Mark Mitchell, in his weekly eletter directed to building materials manufacturers, makes a good point about focus — the need to direct your sales and marketing energies in cohesive, specific and distinctive markets. These can be defined by geography, customer type, and product/service. If you stretch away from your focus, the diversion is costly on several levels. You’ll spend more energy pushing up the hill, while your strongest markets suffer from the diversion.

Mitchell demonstrates the value of focus in his consulting practice. His niche is building materials manufacturers which, when you think about it, is quite a large market but equally one that is absolutely distinctive — and he has set out to “own” that market as a consultant.

We’ve also been reasonably good about our focus, delivering regional publications (magazine and online) for contractors, architects and engineers. Our challenge — should we add more geographical markets or hold the line? Generally, we’ve been most successful in expanding when we discover a customer-driven request; this allows us to (a) satisfy a good client and (b) to take our template and enter the new market with at least some traction behind us.
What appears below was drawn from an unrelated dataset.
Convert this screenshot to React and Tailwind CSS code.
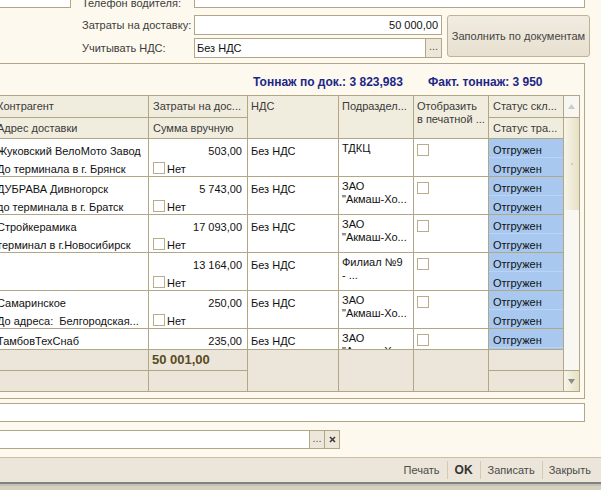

Another example of customer-driven focus was our decision to launch Ottawa Renovates magazine. This product, certainly at the launch time, didn’t meet any criteria for focus. It is a business-to-consumer publication, and at the time of its launch, we only produced tabloid format newspapers, not magazines.

However one of our better association-related clients insisted — to the point that he sent us confidential data about a competing proposal. (This behaviour would have been highly unethical if I had done anything to encourage the client to provide us the information — instead, the client volunteered the data to effectively tell us ‘Please, bid the job.’) I solved the focus problem by setting up a new business with partners experienced in business-to-consumer publishing — and the separate company has generated healthy profits for a decade.
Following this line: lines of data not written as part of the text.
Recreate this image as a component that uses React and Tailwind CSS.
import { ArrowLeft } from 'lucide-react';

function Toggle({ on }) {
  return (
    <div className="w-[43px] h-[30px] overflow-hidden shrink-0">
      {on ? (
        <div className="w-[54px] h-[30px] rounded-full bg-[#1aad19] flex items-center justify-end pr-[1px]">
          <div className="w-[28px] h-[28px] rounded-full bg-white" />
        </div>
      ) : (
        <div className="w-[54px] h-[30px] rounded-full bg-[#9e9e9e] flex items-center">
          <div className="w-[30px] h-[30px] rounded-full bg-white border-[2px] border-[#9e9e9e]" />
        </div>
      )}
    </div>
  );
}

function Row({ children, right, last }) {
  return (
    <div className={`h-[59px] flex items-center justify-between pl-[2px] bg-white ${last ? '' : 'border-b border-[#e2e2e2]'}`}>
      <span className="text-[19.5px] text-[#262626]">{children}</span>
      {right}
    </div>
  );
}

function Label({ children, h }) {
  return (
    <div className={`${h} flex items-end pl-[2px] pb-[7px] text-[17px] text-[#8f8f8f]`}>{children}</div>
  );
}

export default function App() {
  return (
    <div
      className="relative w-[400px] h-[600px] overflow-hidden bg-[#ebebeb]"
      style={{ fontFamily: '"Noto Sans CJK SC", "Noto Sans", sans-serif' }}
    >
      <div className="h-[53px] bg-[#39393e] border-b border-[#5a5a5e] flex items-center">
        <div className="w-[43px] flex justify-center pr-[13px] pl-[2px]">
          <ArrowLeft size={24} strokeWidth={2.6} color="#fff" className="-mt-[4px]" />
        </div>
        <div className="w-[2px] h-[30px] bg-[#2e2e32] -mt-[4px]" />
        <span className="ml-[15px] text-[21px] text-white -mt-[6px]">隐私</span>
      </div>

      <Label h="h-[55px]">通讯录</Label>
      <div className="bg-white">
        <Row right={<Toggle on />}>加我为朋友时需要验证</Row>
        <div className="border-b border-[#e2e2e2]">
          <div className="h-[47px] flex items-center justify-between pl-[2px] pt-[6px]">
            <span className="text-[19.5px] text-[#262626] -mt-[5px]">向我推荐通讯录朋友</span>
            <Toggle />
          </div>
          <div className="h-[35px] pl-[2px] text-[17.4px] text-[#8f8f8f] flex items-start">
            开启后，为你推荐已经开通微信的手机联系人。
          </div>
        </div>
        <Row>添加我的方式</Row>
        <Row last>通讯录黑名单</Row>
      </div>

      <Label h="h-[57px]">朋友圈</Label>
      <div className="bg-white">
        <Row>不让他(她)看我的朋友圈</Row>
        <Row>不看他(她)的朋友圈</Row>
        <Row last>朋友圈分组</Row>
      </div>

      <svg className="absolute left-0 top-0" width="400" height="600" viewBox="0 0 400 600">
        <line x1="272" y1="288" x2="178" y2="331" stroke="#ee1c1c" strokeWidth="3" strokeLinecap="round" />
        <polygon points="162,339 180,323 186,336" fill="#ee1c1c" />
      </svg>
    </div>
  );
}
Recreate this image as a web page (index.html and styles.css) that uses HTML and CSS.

Hence, some rules of thumb in deciding on expansion initiatives and new markets:

  1. Are your customers driving the decision;
  2. Will the new project divert or strain your resources and relationships;
  3. Would you be better off doing nothing but treating your existing clients and markets with greater respect?

I think you should only move forward with an expansion if your answer to question 1 is “yes”, 2 is “no” and 3 is “yes”. Be wary of losing you focus. It can be truly costly for your business.